Mrs. Ruth Shonle Cavan (USA) observed that “irrespective of legal definition, a child might be regarded as delinquent when his anti-social conduct inflicts suffering upon others or when his family finds him difficult to control and he becomes a serious concern of the community.”
Some critics argue that the statutes defining the various delinquent acts are vague in terms of their contents because they are contrary to the fundamental principle of criminal law as expressed through the Latin maxim nullum crimen sine lege, which means an act cannot be a crime unless it is so defined under the existing law.
The idea is that there should be certainty about acts which are prescribed as crimes. For example, a child or an adolescent who is growing up in idleness or wanders about the street in late night without any purpose or is habitually disobedient or uncontrolled, is deemed to be a delinquent under certain statutes.

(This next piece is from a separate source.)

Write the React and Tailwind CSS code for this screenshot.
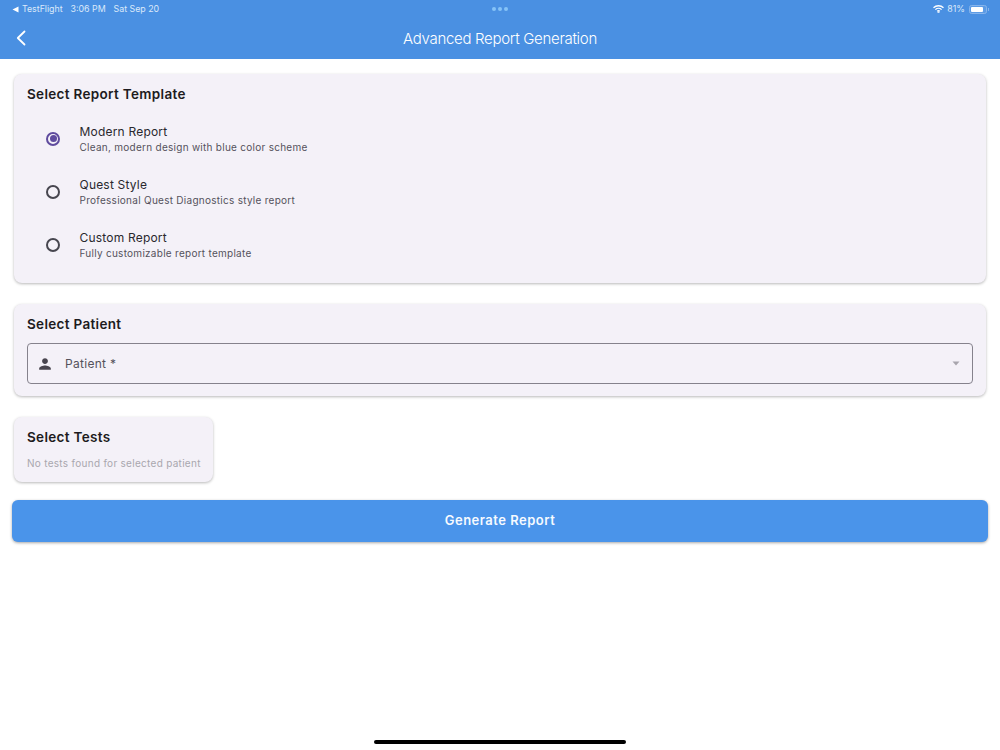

This is obviously not in strict accordance with the definition of crime but such conducts are still treated as delinquent acts under the statutes relating to juveniles because they are created not to punish them but to keep them away from such indecent and lascivious conducts which are detrimental to the development of their personality.

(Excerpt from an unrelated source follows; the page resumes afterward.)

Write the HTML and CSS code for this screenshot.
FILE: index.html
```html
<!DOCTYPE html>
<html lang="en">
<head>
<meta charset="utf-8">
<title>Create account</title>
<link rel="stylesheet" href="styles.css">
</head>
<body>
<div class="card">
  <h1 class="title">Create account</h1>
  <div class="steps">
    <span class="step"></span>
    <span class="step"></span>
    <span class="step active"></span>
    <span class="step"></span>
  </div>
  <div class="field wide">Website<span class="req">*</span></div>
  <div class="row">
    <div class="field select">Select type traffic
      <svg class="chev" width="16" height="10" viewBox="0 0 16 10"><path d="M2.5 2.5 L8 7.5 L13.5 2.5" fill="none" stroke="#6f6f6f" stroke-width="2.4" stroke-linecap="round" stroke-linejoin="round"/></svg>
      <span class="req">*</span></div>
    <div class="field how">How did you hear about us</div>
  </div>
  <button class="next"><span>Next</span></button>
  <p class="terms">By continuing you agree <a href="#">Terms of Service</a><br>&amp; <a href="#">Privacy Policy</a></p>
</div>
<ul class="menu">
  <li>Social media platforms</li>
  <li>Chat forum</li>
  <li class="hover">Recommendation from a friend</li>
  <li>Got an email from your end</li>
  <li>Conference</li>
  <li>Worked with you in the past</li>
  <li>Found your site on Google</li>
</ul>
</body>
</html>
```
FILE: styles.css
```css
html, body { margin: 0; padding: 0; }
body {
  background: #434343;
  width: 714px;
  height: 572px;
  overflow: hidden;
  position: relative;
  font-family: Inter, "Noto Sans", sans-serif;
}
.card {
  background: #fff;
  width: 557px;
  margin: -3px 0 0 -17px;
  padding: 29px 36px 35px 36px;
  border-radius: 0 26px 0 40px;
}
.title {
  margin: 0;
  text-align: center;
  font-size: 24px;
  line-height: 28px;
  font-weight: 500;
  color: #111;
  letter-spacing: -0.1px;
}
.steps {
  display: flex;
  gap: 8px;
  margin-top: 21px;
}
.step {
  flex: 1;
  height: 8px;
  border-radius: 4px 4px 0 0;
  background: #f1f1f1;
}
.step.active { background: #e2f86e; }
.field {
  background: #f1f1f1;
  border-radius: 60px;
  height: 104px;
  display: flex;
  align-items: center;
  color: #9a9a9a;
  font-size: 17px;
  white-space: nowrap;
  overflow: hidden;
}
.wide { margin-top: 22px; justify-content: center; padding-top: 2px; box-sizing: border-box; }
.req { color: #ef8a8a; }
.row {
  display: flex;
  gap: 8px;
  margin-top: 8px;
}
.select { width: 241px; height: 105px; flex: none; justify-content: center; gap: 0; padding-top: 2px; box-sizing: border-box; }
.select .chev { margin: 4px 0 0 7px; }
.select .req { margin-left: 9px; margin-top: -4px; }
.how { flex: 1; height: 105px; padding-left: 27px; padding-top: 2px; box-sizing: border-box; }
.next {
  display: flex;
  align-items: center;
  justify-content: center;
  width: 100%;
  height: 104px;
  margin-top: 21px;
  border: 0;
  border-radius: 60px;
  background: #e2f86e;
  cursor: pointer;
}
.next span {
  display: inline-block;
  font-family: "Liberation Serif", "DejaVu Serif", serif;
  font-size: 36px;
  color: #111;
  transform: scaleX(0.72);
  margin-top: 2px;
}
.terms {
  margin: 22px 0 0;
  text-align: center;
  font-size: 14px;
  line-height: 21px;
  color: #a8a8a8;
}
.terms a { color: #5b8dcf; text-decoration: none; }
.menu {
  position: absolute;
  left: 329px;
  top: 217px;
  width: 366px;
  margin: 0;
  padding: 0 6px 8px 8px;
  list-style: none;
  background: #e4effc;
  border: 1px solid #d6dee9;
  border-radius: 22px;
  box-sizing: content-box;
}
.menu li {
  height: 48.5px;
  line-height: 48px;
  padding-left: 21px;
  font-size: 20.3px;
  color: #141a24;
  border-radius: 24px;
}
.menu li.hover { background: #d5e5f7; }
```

In a broad generic sense, juvenile delinquency refers to “a variety of anti-social behavior of a child and is defined somewhat differently by different societies, though a common converging tendency may be noted in those forms, namely, socially unacceptable tendency of the child at any given time.”
It may be noted that a great variety of acts included within the term ‘juvenile delinquency’ are otherwise non-criminal in nature and are freely tolerated, if done by adults. For example, smoking, drinking or absenting oneself from home may be a permissible conduct for adults but the same is treated as a delinquent act, if committed by children or adolescents.

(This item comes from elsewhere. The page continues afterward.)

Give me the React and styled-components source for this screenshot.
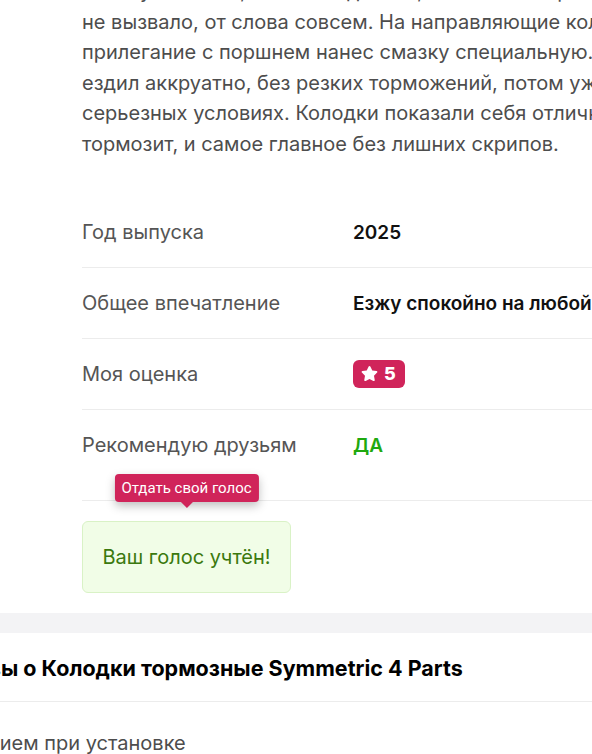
import React from 'react'
import styled, { createGlobalStyle } from 'styled-components'
import { FaStar } from 'react-icons/fa'

const GlobalStyle = createGlobalStyle`
  html, body {
    margin: 0;
    padding: 0;
    background: #ffffff;
    overflow: hidden;
  }
  body {
    font-family: 'Inter', 'Noto Sans', sans-serif;
    -webkit-font-smoothing: antialiased;
  }
`

const Page = styled.div`
  width: 592px;
  height: 754px;
  overflow: hidden;
`

const ReviewSection = styled.section`
  padding-left: 82px;
  padding-bottom: 20px;
`

const ReviewText = styled.p`
  margin: -24px 0 0;
  font-size: 20px;
  line-height: 30.6px;
  color: #4d4d4d;
`

const TextLine = styled.span`
  display: block;
  white-space: nowrap;
`

const DetailsTable = styled.div`
  margin-top: 37px;
`

const DetailRow = styled.div`
  display: grid;
  grid-template-columns: 271px 1fr;
  align-items: start;
  padding: 22px 0 ${props => (props.last ? '41px' : '21px')};
  border-bottom: 1px solid #ececec;
`

const Label = styled.span`
  font-size: 20px;
  line-height: 27px;
  color: #555555;
  white-space: nowrap;
`

const Value = styled.span`
  font-size: 19px;
  line-height: 27px;
  font-weight: 600;
  color: ${props => props.color || '#111111'};
  white-space: nowrap;
`

const RatingBadge = styled.span`
  display: inline-flex;
  align-items: center;
  gap: 6px;
  height: 28px;
  padding: 0 9px 0 8px;
  margin-top: -1px;
  border-radius: 6px;
  background: #d0245a;
  color: #ffffff;
  font-size: 18px;
  font-weight: 800;
  vertical-align: top;

  svg {
    font-size: 17px;
  }
`

const VoteBlock = styled.div`
  position: relative;
  width: 209px;
  margin-top: 20px;
`

const VoteDone = styled.div`
  display: flex;
  align-items: center;
  justify-content: center;
  height: 70px;
  border: 1px solid #d9f2c6;
  border-radius: 6px;
  background: #f1fde7;
  color: #3b790e;
  font-size: 20px;
`

const Tooltip = styled.div`
  position: absolute;
  left: 50%;
  bottom: calc(100% + 19px);
  transform: translateX(-50%);
  padding: 0 7px;
  height: 28px;
  line-height: 28px;
  border-radius: 4px;
  background: #d0245a;
  color: #ffffff;
  font-family: 'Roboto', 'Noto Sans', sans-serif;
  font-size: 15px;
  white-space: nowrap;
  box-shadow: 0 4px 10px rgba(0, 0, 0, 0.25);

  &::after {
    content: '';
    position: absolute;
    left: 50%;
    top: 100%;
    margin-left: -6px;
    border: 6px solid transparent;
    border-top-color: #d0245a;
    border-bottom: 0;
  }
`

const Divider = styled.div`
  height: 20px;
  background: #f3f3f5;
`

const ListSection = styled.section``

const ListHeader = styled.div`
  padding: 21px 0 19px;
  border-bottom: 1px solid #ececec;
`

const ListTitle = styled.h2`
  margin: 0 0 0 -67px;
  font-size: 21.5px;
  line-height: 28px;
  font-weight: 700;
  color: #000000;
  white-space: nowrap;
`

const ListItem = styled.div`
  padding-top: 28px;
  margin-left: -102px;
  font-size: 20px;
  line-height: 27px;
  color: #4d4d4d;
  white-space: nowrap;
`

const details = [
  { label: 'Год выпуска', value: '2025' },
  { label: 'Общее впечатление', value: 'Езжу спокойно на любой скорости' }
]

const App = () => (
  <Page>
    <GlobalStyle />
    <ReviewSection>
      <ReviewText>
        <TextLine>Сама установка, как и ожидалось, каких-либо проблем</TextLine>
        <TextLine>не вызвало, от слова совсем. На направляющие колодок и</TextLine>
        <TextLine>прилегание с поршнем нанес смазку специальную. Первое время</TextLine>
        <TextLine>ездил аккруатно, без резких торможений, потом уже и в более</TextLine>
        <TextLine>серьезных условиях. Колодки показали себя отлично, хорошо</TextLine>
        <TextLine>тормозит, и самое главное без лишних скрипов.</TextLine>
      </ReviewText>

      <DetailsTable>
        {details.map(item => (
          <DetailRow key={item.label}>
            <Label>{item.label}</Label>
            <Value>{item.value}</Value>
          </DetailRow>
        ))}
        <DetailRow>
          <Label>Моя оценка</Label>
          <Value>
            <RatingBadge>
              <FaStar />5
            </RatingBadge>
          </Value>
        </DetailRow>
        <DetailRow last>
          <Label>Рекомендую друзьям</Label>
          <Value color="#1fa90f">ДА</Value>
        </DetailRow>
      </DetailsTable>

      <VoteBlock>
        <Tooltip>Отдать свой голос</Tooltip>
        <VoteDone>Ваш голос учтён!</VoteDone>
      </VoteBlock>
    </ReviewSection>

    <Divider />

    <ListSection>
      <ListHeader>
        <ListTitle>Отзывы о Колодки тормозные Symmetric 4 Parts</ListTitle>
      </ListHeader>
      <ListItem>С креплением при установке</ListItem>
    </ListSection>
  </Page>
)

export default App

It is sometimes argued that delinquency is not a criminal status. But this view has been repelled by Paul W. Tappen who asserts that euphemistic terminology such as “hearing” instead of “trial”, or “disposition” instead of “sentence” should not conceal from us the fact that nature of entire procedure may be little different from that of a criminal court, but it may be even worse, for it may abandon the fundamentals of justice in the guise of promoting superior justice.
The question of exact definition of juvenile delinquency has always remained a debatable issue among criminologists. It has been engaging the attention of United Nations for quite some time. The Second United Nations Congress on the Prevention of Crime and the Treatment of Offenders held in August, 1960 in London, took up the problem of juvenile delinquency, and the concensus was that the issue of definition need not be stretched too far and the meaning of the term ‘juvenile delinquency’ be restricted to all violations of criminal law and maladjusted behaviours of minors which are disapproved by society.
The General Assembly of the United Nations adopted the Convention on Rights of the Child on 20th November, 1989 which prescribed a set of standard to be adhered to by all the State parties in securing the best interest of the child. The Convention also emphasised on social reintegration of child victims, to the extent possible, without resorting to judicial proceedings.
The Government of India ratified the Convention on 11th December, 1992 and therefore, it became expedient to re-enact the Juvenile Justice Act, 1986 to meet the requirements of the standard prescribed by the Convention on the Right of the Child and all other international instruments. It is in this backdrop that the Juvenile Justice (Care and Protection of Children) Act, 2000 was enacted repealing the Juvenile Justice Act, 1986.
In the Juvenile Justice (Care and Protection of Children) Act, 2000, the term ‘delinquent juvenile’ used in the earlier Juvenile Justice Act, 1986 has been substituted by the words ‘juvenile in conflict with law. It is therefore, obvious that every conduct prohibited by statute is not to be taken as an act of delinquency.
Instead, the conduct which tends to constitute an offence, not only from the legal standpoint but also from the angle of prevalent social norms and values shall be included within the meaning of the term ‘delinquency’. For example, smoking, begging, vagrancy, etc. being harmful for the growing children are intended to be controlled by the enforcement of the Act.
Similarly, the children who are incorrigible, uncontrollable, destitute or orphans etc. and need active support and care of the community, and who were termed as ‘neglected children’ under the repealed Juvenile Justice Act of 1986, have been called as ‘children in need of care and protection’, under the Juvenile Justice (Care and Protection of Children) Act, 2000 which came into force on December 30, 2000. Under the Act, ‘juvenile’ or ‘child’ means a person who has not completed eighteenth year of age, be he a boy or a girl.